DATA LINES.

--

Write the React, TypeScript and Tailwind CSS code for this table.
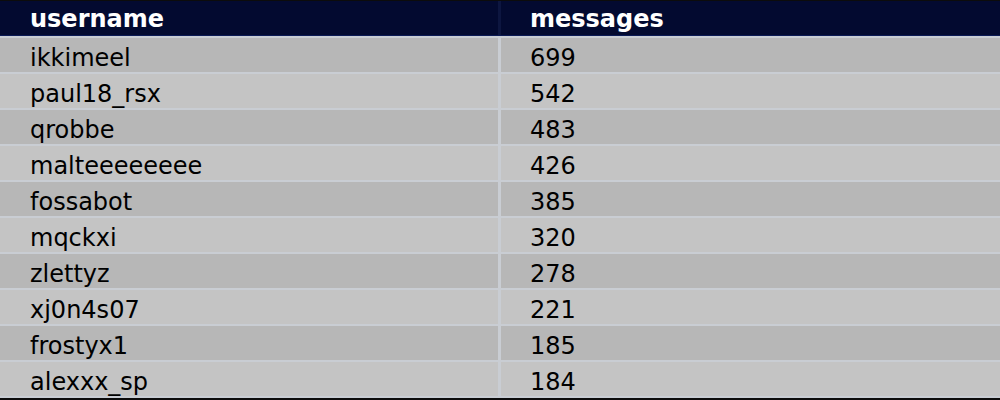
const rows = [
  { user: 'ikkimeel', count: 699 },
  { user: 'paul18_rsx', count: 542 },
  { user: 'qrobbe', count: 483 },
  { user: 'malteeeeeeee', count: 426 },
  { user: 'fossabot', count: 385 },
  { user: 'mqckxi', count: 320 },
  { user: 'zlettyz', count: 278 },
  { user: 'xj0n4s07', count: 221 },
  { user: 'frostyx1', count: 185 },
  { user: 'alexxx_sp', count: 184 },
];

const App = () => {
  return (
    <div className="w-[1000px] h-[400px] overflow-hidden bg-[#0c0c0c] pt-px font-['DejaVu_Sans',sans-serif] text-[24px] leading-none">
      <div className="flex flex-col gap-[2px] pb-[2px] bg-[#c9cdd3]">
        <div className="flex h-[35px] gap-[3px] bg-[#0d1640] border-b border-[#0b1a55]">
          <div className="flex-1 flex items-center pt-[2px] pl-[30px] bg-[#030a30] font-bold text-white">username</div>
          <div className="w-[499px] flex items-center pt-[2px] pl-[29px] bg-[#030a30] font-bold text-white">messages</div>
        </div>
        {rows.map((r, i) => (
          <div key={r.user} className="flex h-[34px] gap-[3px]">
            <div
              className={`flex-1 flex items-center pt-[5px] pl-[30px] text-black ${i % 2 === 0 ? 'bg-[#b7b7b7]' : 'bg-[#c4c4c4]'}`}
            >
              {r.user}
            </div>
            <div
              className={`w-[499px] flex items-center pt-[5px] pl-[29px] text-black ${i % 2 === 0 ? 'bg-[#b7b7b7]' : 'bg-[#c4c4c4]'}`}
            >
              {r.count}
            </div>
          </div>
        ))}
      </div>
    </div>
  );
};

export default App;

--

OBJECTIVE. Repeat the material exactly as it reads, without any of its pictures.

SOLUTION FOR THIS TASK.
Write the React, TypeScript and Tailwind CSS code for this table.
const rows = [
  { user: 'ikkimeel', count: 699 },
  { user: 'paul18_rsx', count: 542 },
  { user: 'qrobbe', count: 483 },
  { user: 'malteeeeeeee', count: 426 },
  { user: 'fossabot', count: 385 },
  { user: 'mqckxi', count: 320 },
  { user: 'zlettyz', count: 278 },
  { user: 'xj0n4s07', count: 221 },
  { user: 'frostyx1', count: 185 },
  { user: 'alexxx_sp', count: 184 },
];

const App = () => {
  return (
    <div className="w-[1000px] h-[400px] overflow-hidden bg-[#0c0c0c] pt-px font-['DejaVu_Sans',sans-serif] text-[24px] leading-none">
      <div className="flex flex-col gap-[2px] pb-[2px] bg-[#c9cdd3]">
        <div className="flex h-[35px] gap-[3px] bg-[#0d1640] border-b border-[#0b1a55]">
          <div className="flex-1 flex items-center pt-[2px] pl-[30px] bg-[#030a30] font-bold text-white">username</div>
          <div className="w-[499px] flex items-center pt-[2px] pl-[29px] bg-[#030a30] font-bold text-white">messages</div>
        </div>
        {rows.map((r, i) => (
          <div key={r.user} className="flex h-[34px] gap-[3px]">
            <div
              className={`flex-1 flex items-center pt-[5px] pl-[30px] text-black ${i % 2 === 0 ? 'bg-[#b7b7b7]' : 'bg-[#c4c4c4]'}`}
            >
              {r.user}
            </div>
            <div
              className={`w-[499px] flex items-center pt-[5px] pl-[29px] text-black ${i % 2 === 0 ? 'bg-[#b7b7b7]' : 'bg-[#c4c4c4]'}`}
            >
              {r.count}
            </div>
          </div>
        ))}
      </div>
    </div>
  );
};

export default App;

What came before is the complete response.